§ DESCRIPTION OF THE TASK:
Copy the material that follows word for word and omit its pictures.

§ DATASET SECTION:
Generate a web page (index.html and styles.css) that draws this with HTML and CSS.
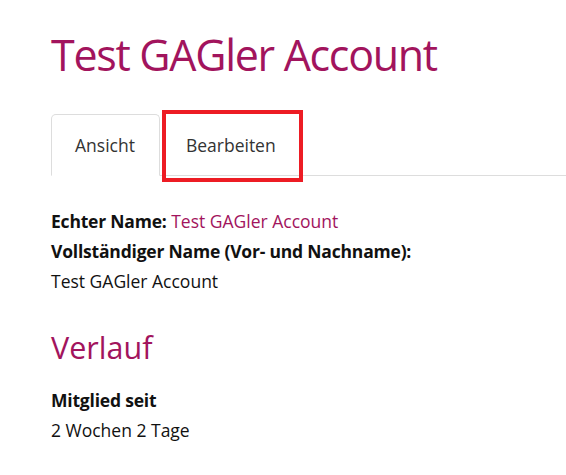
FILE: index.html
```html
<!DOCTYPE html>
<html lang="de">
<head>
    <meta charset="UTF-8">
    <meta name="viewport" content="width=device-width, initial-scale=1.0">
    <title>Test GAGler Account</title>
    <link rel="stylesheet" href="styles.css">
</head>
<body>
    <div class="page">
        <h1 class="page-title">Test GAGler Account</h1>
        <ul class="tabs">
            <li class="tab active"><a href="#">Ansicht</a></li>
            <li class="tab highlight"><a href="#">Bearbeiten</a></li>
        </ul>
        <div class="profile">
            <div class="field"><span class="label">Echter Name:</span> <a href="#" class="name-link">Test GAGler Account</a></div>
            <div class="field"><span class="label">Vollständiger Name (Vor- und Nachname):</span></div>
            <div class="field">Test GAGler Account</div>
        </div>
        <h2 class="section-title">Verlauf</h2>
        <div class="history">
            <div class="field"><span class="label">Mitglied seit</span></div>
            <div class="field">2 Wochen 2 Tage</div>
        </div>
    </div>
</body>
</html>
```

FILE: styles.css
```css
body {
    margin: 0;
    font-family: "Open Sans", "Noto Sans", sans-serif;
    color: #111;
    background: #fff;
}
.page {
    padding: 25px 0 0 51px;
}
.page-title {
    margin: 0;
    font-size: 43px;
    font-weight: 400;
    line-height: 60px;
    letter-spacing: -1.3px;
    color: #a2145d;
}
.tabs {
    display: flex;
    list-style: none;
    margin: 29px 0 0 0;
    padding: 0;
    border-bottom: 1px solid #ddd;
}
.tab {
    position: relative;
    margin-right: 2px;
}
.tab a {
    display: block;
    padding: 18px 24px 18px 23px;
    line-height: 24px;
    font-size: 17.5px;
    color: #333;
    text-decoration: none;
    border: 1px solid transparent;
    border-radius: 5px 5px 0 0;
    margin-bottom: -1px;
}
.tab.active a {
    border-color: #ddd;
    border-bottom-color: #fff;
    background: #fff;
}
/* Markierung um den Bearbeiten-Tab */
.tab.highlight::after {
    content: "";
    position: absolute;
    top: -4px;
    bottom: -7px;
    left: 0;
    right: -2px;
    border: 4px solid #ed1c24;
}
.profile {
    margin-top: 30px;
}
.field {
    font-size: 17.5px;
    line-height: 30px;
}
.label {
    font-weight: 700;
    letter-spacing: -0.2px;
}
.name-link {
    color: #a2145d;
    text-decoration: none;
}
.section-title {
    margin: 31px 0 0 0;
    font-size: 30.5px;
    font-weight: 400;
    line-height: 40px;
    color: #a2145d;
}
.history {
    margin-top: 18px;
}
```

§ WRITTEN SOLUTION:
Generate a web page (index.html and styles.css) that draws this with HTML and CSS.
FILE: index.html
```html
<!DOCTYPE html>
<html lang="de">
<head>
    <meta charset="UTF-8">
    <meta name="viewport" content="width=device-width, initial-scale=1.0">
    <title>Test GAGler Account</title>
    <link rel="stylesheet" href="styles.css">
</head>
<body>
    <div class="page">
        <h1 class="page-title">Test GAGler Account</h1>
        <ul class="tabs">
            <li class="tab active"><a href="#">Ansicht</a></li>
            <li class="tab highlight"><a href="#">Bearbeiten</a></li>
        </ul>
        <div class="profile">
            <div class="field"><span class="label">Echter Name:</span> <a href="#" class="name-link">Test GAGler Account</a></div>
            <div class="field"><span class="label">Vollständiger Name (Vor- und Nachname):</span></div>
            <div class="field">Test GAGler Account</div>
        </div>
        <h2 class="section-title">Verlauf</h2>
        <div class="history">
            <div class="field"><span class="label">Mitglied seit</span></div>
            <div class="field">2 Wochen 2 Tage</div>
        </div>
    </div>
</body>
</html>
```

FILE: styles.css
```css
body {
    margin: 0;
    font-family: "Open Sans", "Noto Sans", sans-serif;
    color: #111;
    background: #fff;
}
.page {
    padding: 25px 0 0 51px;
}
.page-title {
    margin: 0;
    font-size: 43px;
    font-weight: 400;
    line-height: 60px;
    letter-spacing: -1.3px;
    color: #a2145d;
}
.tabs {
    display: flex;
    list-style: none;
    margin: 29px 0 0 0;
    padding: 0;
    border-bottom: 1px solid #ddd;
}
.tab {
    position: relative;
    margin-right: 2px;
}
.tab a {
    display: block;
    padding: 18px 24px 18px 23px;
    line-height: 24px;
    font-size: 17.5px;
    color: #333;
    text-decoration: none;
    border: 1px solid transparent;
    border-radius: 5px 5px 0 0;
    margin-bottom: -1px;
}
.tab.active a {
    border-color: #ddd;
    border-bottom-color: #fff;
    background: #fff;
}
/* Markierung um den Bearbeiten-Tab */
.tab.highlight::after {
    content: "";
    position: absolute;
    top: -4px;
    bottom: -7px;
    left: 0;
    right: -2px;
    border: 4px solid #ed1c24;
}
.profile {
    margin-top: 30px;
}
.field {
    font-size: 17.5px;
    line-height: 30px;
}
.label {
    font-weight: 700;
    letter-spacing: -0.2px;
}
.name-link {
    color: #a2145d;
    text-decoration: none;
}
.section-title {
    margin: 31px 0 0 0;
    font-size: 30.5px;
    font-weight: 400;
    line-height: 40px;
    color: #a2145d;
}
.history {
    margin-top: 18px;
}
```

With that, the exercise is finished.